Folha de S. Paulo


Os nomes e as ruas

SÃO PAULO - O prefeito de Taquari (RS), terra natal de Costa e Silva, mandou arrancar um busto do general que adornava o principal parque da cidade. Para o alcaide, a Comissão da Verdade mostrou que Costa e Silva era um ditador e ditadores não devem ser homenageados.

Vale a pena derrubar estátuas e rebatizar logradouros que receberam nomes de pessoas ligadas ao período autoritário? Do ponto de vista moral, fecho com o prefeito. É complicado homenagear gente que esteve envolvida com graves violações a direitos.

O problema é que um nome de rua não é só um tributo à memória de um indivíduo, mas envolve também uma função de referência. Depois que um lugar qualquer recebeu seu nome de batismo e por ele ficou conhecido, mudá-lo implica produzir confusão e desencontros.

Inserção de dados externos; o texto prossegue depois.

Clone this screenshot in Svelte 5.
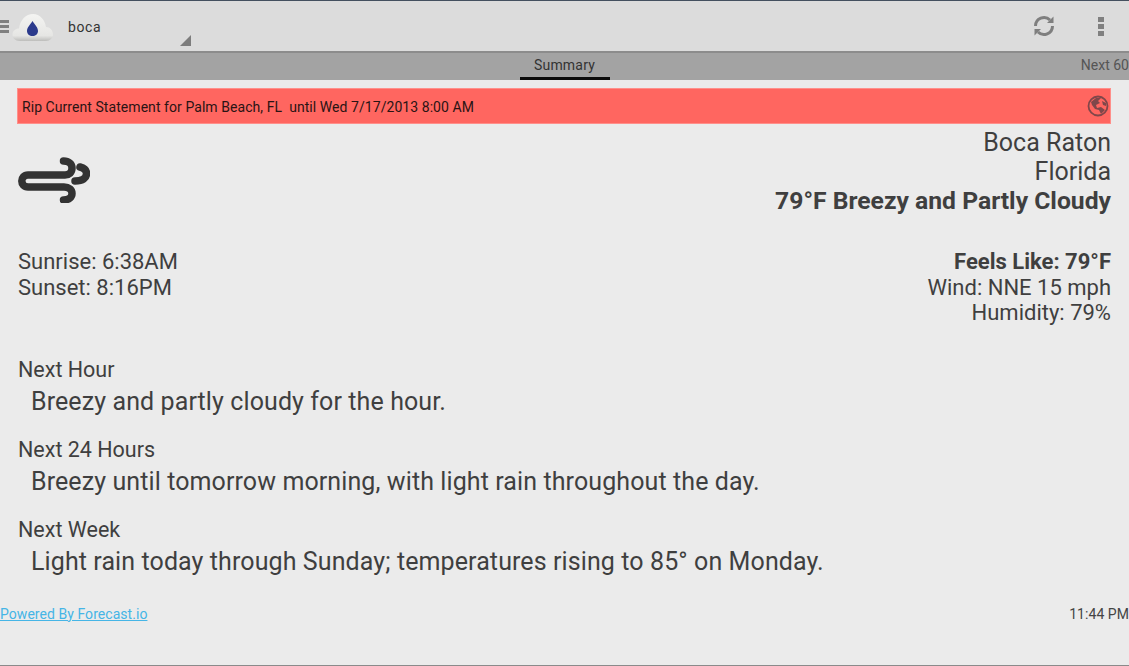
<script>
  const sections = [
    { title: 'Next Hour', body: 'Breezy and partly cloudy for the hour.' },
    { title: 'Next 24 Hours', body: 'Breezy until tomorrow morning, with light rain throughout the day.' },
    { title: 'Next Week', body: 'Light rain today through Sunday; temperatures rising to 85° on Monday.' }
  ];
</script>

<div class="screen">
  <header class="actionbar">
    <div class="burger"><i></i><i></i><i></i></div>
    <svg class="logo" width="42" height="30" viewBox="0 0 42 30">
      <defs>
        <linearGradient id="cl" x1="0" y1="0" x2="0" y2="1">
          <stop offset="0" stop-color="#f4f4f2"/>
          <stop offset="0.8" stop-color="#e6e6e4"/>
          <stop offset="1" stop-color="#bdbdbb"/>
        </linearGradient>
      </defs>
      <path d="M8 30 C3 30 0.5 27 0.5 23.5 C0.5 20 3.5 17.5 7 17.5 C8 9 14 3 21 3 C28 3 33 9 34 16 C38 16 41 19.5 41 23.5 C41 27 38 30 34 30 Z" fill="url(#cl)"/>
      <path d="M20.5 10 C23 14 26 16.5 26 20 C26 23 23.5 25 20.5 25 C17.5 25 15 23 15 20 C15 16.5 18 14 20.5 10 Z" fill="#2b3a8c"/>
    </svg>
    <div class="spinner">
      <span>boca</span>
      <svg class="corner" width="11" height="11" viewBox="0 0 11 11"><path d="M11 0V11H0Z" fill="#7d7d7d"/></svg>
    </div>
    <div class="actions">
      <svg width="22" height="22" viewBox="0 0 22 22" fill="none" stroke="#7f7f7f" stroke-width="3">
        <path d="M2.5 11 A8.5 8.5 0 0 1 17 5"/>
        <path d="M19.5 11 A8.5 8.5 0 0 1 5 17"/>
        <path d="M20.5 1.5V8H14Z" fill="#7f7f7f" stroke="none"/>
        <path d="M1.5 20.5V14H8Z" fill="#7f7f7f" stroke="none"/>
      </svg>
      <div class="overflow"><i></i><i></i><i></i></div>
    </div>
  </header>

  <nav class="tabs">
    <div class="tab"><span>Summary</span></div>
    <span class="next">Next 60</span>
  </nav>

  <main class="content">
    <div class="alert">
      <span class="alert-text">Rip Current Statement for Palm Beach, FL &nbsp;until Wed 7/17/2013 8:00 AM</span>
      <svg width="22" height="22" viewBox="0 0 22 22">
        <circle cx="11" cy="11" r="9.5" fill="none" stroke="#80474a" stroke-width="1.8"/>
        <path d="M4 7 L9 3 L14 3 L11 6 L13 8 L9 10 L10 13 L14 12 L18 15 L14 19 L12 15 L8 14 L5 10Z M15 6 L19 8 L19 11 L16 10Z" fill="#80474a"/>
      </svg>
    </div>

    <section class="top">
      <svg class="wind" width="72" height="46" viewBox="0 0 72 46" fill="none" stroke="#333" stroke-width="7.5" stroke-linecap="round">
        <path d="M45.5 4 C51 4 54 7 54 11 C54 15.5 51 18 47 18 H10 C6 18 3.8 21 3.8 24 C3.8 27 6 30 10 30 H46 C51 30 54 33 54 36.5 C54 40 51 43 45.5 43"/>
        <path d="M62 10 C66 11 68.5 13 68.5 16.5 C68.5 21 65 24 57 24"/>
      </svg>
      <div class="place">
        <div>Boca Raton</div>
        <div>Florida</div>
        <div class="strong wide">79°F Breezy and Partly Cloudy</div>
      </div>
    </section>

    <section class="details">
      <div class="sun">
        <div>Sunrise: 6:38AM</div>
        <div>Sunset: 8:16PM</div>
      </div>
      <div class="cond">
        <div class="strong">Feels Like: 79°F</div>
        <div>Wind: NNE 15 mph</div>
        <div>Humidity: 79%</div>
      </div>
    </section>

    <section class="forecast">
      {#each sections as s}
        <div class="block">
          <div class="title">{s.title}</div>
          <div class="body">{s.body}</div>
        </div>
      {/each}
    </section>

    <footer class="foot">
      <a href="#top">Powered By Forecast.io</a>
      <span>11:44 PM</span>
    </footer>
  </main>
</div>

<style>
  :global(body) {
    margin: 0;
    background: #ebebeb;
  }
  .screen {
    width: 1129px;
    height: 666px;
    box-sizing: border-box;
    border-top: 1px solid #44505f;
    border-bottom: 1px solid #8a8a8a;
    display: flex;
    flex-direction: column;
    overflow: hidden;
    font-family: Roboto, sans-serif;
    color: #3f3f3f;
    background: #ebebeb;
  }
  .actionbar {
    height: 52px;
    flex: none;
    display: flex;
    align-items: center;
    box-sizing: border-box;
    background: #dcdcdc;
    border-bottom: 2px solid #8c8c8c;
    position: relative;
  }
  .burger {
    width: 9px;
    display: flex;
    flex-direction: column;
    gap: 2px;
    margin-right: 3px;
  }
  .burger i {
    display: block;
    height: 3px;
    background: #808080;
  }
  .logo {
    flex: none;
  }
  .spinner {
    width: 125px;
    height: 50px;
    margin-left: 14px;
    position: relative;
    display: flex;
    align-items: center;
    font-size: 14px;
    letter-spacing: 0.6px;
    color: #333;
    box-sizing: border-box;
    padding-top: 2px;
  }
  .corner {
    position: absolute;
    right: 2px;
    bottom: 5px;
  }
  .actions {
    margin-left: auto;
    display: flex;
    align-items: center;
    gap: 43px;
    padding-right: 25px;
  }
  .overflow {
    display: flex;
    flex-direction: column;
    gap: 2px;
  }
  .overflow i {
    display: block;
    width: 6px;
    height: 5px;
    background: #808080;
  }
  .tabs {
    height: 27px;
    flex: none;
    background: #a3a3a3;
    position: relative;
    display: flex;
    justify-content: center;
    font-size: 14px;
    box-sizing: border-box;
  }
  .tab {
    width: 90px;
    height: 27px;
    display: flex;
    justify-content: center;
    align-items: center;
    border-bottom: 3px solid #0c0c0c;
    box-sizing: border-box;
    color: #333;
    letter-spacing: 0.2px;
  }
  .next {
    position: absolute;
    right: 0;
    top: 4px;
    font-size: 14px;
    color: #555;
    line-height: 16px;
  }
  .content {
    flex: 1;
    padding: 8px 18px 0;
    display: flex;
    flex-direction: column;
    min-height: 0;
  }
  .alert {
    height: 36px;
    flex: none;
    margin-left: -1px;
    background: #ff6660;
    border: 1px solid #ff8f8a;
    box-sizing: border-box;
    display: flex;
    justify-content: space-between;
    align-items: center;
    padding: 0 1px 0 4px;
    font-size: 14px;
    letter-spacing: 0.06px;
    color: #2a1414;
  }
  .alert-text {
    padding-top: 2px;
  }
  .top {
    display: flex;
    justify-content: space-between;
    margin-top: 4px;
  }
  .wind {
    margin-top: 29px;
  }
  .place {
    text-align: right;
    font-size: 25px;
    line-height: 29px;
  }
  .strong {
    font-weight: 700;
  }
  .wide {
    font-size: 24.7px;
  }
  .details {
    display: flex;
    justify-content: space-between;
    margin-top: 34px;
    font-size: 22px;
    line-height: 25.5px;
  }
  .cond {
    text-align: right;
  }
  .forecast {
    margin-top: 31px;
    display: flex;
    flex-direction: column;
    gap: 17px;
  }
  .title {
    font-size: 21.5px;
    line-height: 26px;
  }
  .body {
    font-size: 25px;
    line-height: 36px;
    padding-top: 1px;
    padding-left: 13px;
    letter-spacing: 0.1px;
  }
  .foot {
    display: flex;
    justify-content: space-between;
    align-items: center;
    margin: 25px -18px 0;
    font-size: 14px;
    line-height: 18px;
    letter-spacing: 0.05px;
  }
  .foot a {
    color: #45b5e6;
  }
  .foot span {
    color: #444;
  }
</style>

Há uma interessante discussão filosófica sobre o que há por trás de nomes próprios. Uma corrente, iniciada por Betrand Russell, sustenta que nomes podem ser substituídos por descrições unívocas contextualmente adequadas. Tom Jobim, por exemplo, equivale a "músico brasileiro que compôs 'Garota de Ipanema'". É baseado nessa concepção que faz algum sentido batizar logradouros com nomes de pessoas reais com o intuito de homenageá-las.

Outros filósofos, como Saul Kripke e Hilary Putnam, viram problemas nesse modelo. Podemos imaginar uma Terra gêmea na qual Tom Jobim tenha morrido aos dois anos de idade, antes de compor a música que o celebrizaria. Neste mundo alternativo, "Tom Jobim" ainda designa a criança morta precocemente, mas já não satisfaz à descrição. Nomes próprios devem, portanto, ser tomados como designadores rígidos válidos em todos os universos possíveis. Por essa concepção faz menos sentido cassar nomes de ruas e viadutos.

Não sei como resolver a polêmica, mas sugiro vivamente que paremos de batizar logradouros com nomes de gente. Biografias são traiçoeiras.